In the said case, NOS, an Indian company, received seconded employees from its overseas group entities located in USA, UK, Dublin (Ireland), Singapore, etc., for temporary work assignments in respect of which the Indian tax authorities (Revenue) sought to levy service tax on the payments made by NOS to the foreign entities, claiming it was a "manpower supply" service. On the contrary, the case of NOS was that the seconded employees remained employees of the foreign entities and there was no service provided to them. The overseas employer (group company) used to pay the seconded employee, which was reimbursed by NOS and NOS had operational or functional control over the seconded employees; it was potentially liable for the performance of the tasks assigned to them.


The Supreme Court, while emphasizing the "substance over form" approach, looked beyond the contractual agreements to the actual nature of the relationship and held that the definition of manpower recruitment or supply agency is wide enough to include 'recruitment' as well as 'supply' of manpower. The Court held that the seconded employees were being paid by the overseas entity and they were to return to the original employer at the end of the secondment. Therefore, the overseas entity was held to be the employer of the seconded employees. Hence, the Court concluded that the host entity was the service recipient for service (of manpower recruitment and supply services) by the overseas entity, in regard to the employees it seconded to the host entity, for the duration of their deputation or secondment and therefore the host entity is liable to pay service tax on the reimbursement being recipient of the service being provided by the overseas entity.


The judgement of NOS Case therefore unsettled the settled position of law on the issue of taxability of reimbursements in case of secondment of employees especially in cases where the Indian host Company is providing a service to the Overseas Company, and seconded employees are working in relation to such service.

 

CBIC Instruction

Vide the latest Instruction, the CBIC acknowledged that there may be multiple types of arrangements in relation to secondment of employees of overseas group company in the Indian entity.

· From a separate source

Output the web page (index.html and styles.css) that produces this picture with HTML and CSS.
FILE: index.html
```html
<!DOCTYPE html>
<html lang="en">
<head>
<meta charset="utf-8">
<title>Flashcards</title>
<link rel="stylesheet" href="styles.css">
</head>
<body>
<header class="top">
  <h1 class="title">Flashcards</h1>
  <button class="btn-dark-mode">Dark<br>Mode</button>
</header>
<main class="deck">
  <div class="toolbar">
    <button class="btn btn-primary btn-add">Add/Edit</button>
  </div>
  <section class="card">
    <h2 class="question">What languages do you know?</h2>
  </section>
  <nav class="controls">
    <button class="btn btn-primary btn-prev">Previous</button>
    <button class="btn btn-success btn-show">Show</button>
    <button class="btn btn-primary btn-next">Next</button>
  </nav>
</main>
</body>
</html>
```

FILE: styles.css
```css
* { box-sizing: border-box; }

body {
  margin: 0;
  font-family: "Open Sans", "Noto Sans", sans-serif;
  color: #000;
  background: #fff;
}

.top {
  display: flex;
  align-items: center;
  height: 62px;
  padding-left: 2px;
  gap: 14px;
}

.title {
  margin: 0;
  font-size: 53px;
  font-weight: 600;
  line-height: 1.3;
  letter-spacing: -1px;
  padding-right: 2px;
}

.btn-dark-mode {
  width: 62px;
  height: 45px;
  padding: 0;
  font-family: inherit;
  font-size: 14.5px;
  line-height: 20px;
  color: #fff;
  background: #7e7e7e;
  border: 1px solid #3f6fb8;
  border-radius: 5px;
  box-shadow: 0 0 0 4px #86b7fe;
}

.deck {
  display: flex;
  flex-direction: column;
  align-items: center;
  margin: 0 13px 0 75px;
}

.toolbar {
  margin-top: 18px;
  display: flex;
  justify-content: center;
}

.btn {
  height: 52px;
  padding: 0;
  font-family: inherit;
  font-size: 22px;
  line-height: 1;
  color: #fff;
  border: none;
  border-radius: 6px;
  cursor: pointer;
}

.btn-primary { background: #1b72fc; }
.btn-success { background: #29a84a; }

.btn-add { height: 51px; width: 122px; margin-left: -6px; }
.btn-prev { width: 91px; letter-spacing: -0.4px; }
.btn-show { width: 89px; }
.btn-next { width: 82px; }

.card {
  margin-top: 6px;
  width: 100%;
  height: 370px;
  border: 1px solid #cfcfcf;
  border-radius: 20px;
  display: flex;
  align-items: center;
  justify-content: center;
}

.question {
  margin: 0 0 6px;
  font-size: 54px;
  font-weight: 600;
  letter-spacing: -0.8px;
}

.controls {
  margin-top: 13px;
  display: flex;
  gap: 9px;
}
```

In each arrangement, the tax implications may be different, depending upon the specific nature of the contract and other terms and conditions attached to it.


The CBIC noted that a careful reading of the NOS judgement indicates that the Supreme Court’s emphasis is on a “nuanced examination based on the unique characteristics of each specific arrangement, rather than relying on any singular test”. It has also been represented  by  the  industry  that  in  many  cases  involving secondment, the field formations are mechanically invoking extended period of limitation under section 74(1) of the Central GST (CGST) Act.


Therefore, the decision of the Hon’ble Supreme Court in the NOS judgment should not be applied mechanically in all the cases. Investigation in each case requires a careful consideration of its distinct factual matrix, including the terms of contract between overseas company and Indian entity, to determine taxability or its extent under GST and applicability of the principles laid down by the Hon’ble Supreme Court’s judgment in NOS.


The CBIC further directed that only in the cases where the investigation indicates that there is material evidence of fraud or willful mis- statement or suppression of fact to evade tax on the part of the taxpayer, provisions of section 74(1) of CGST Act may be invoked for issuance of show cause notice, and such evidence should also be made a part of the show cause notice.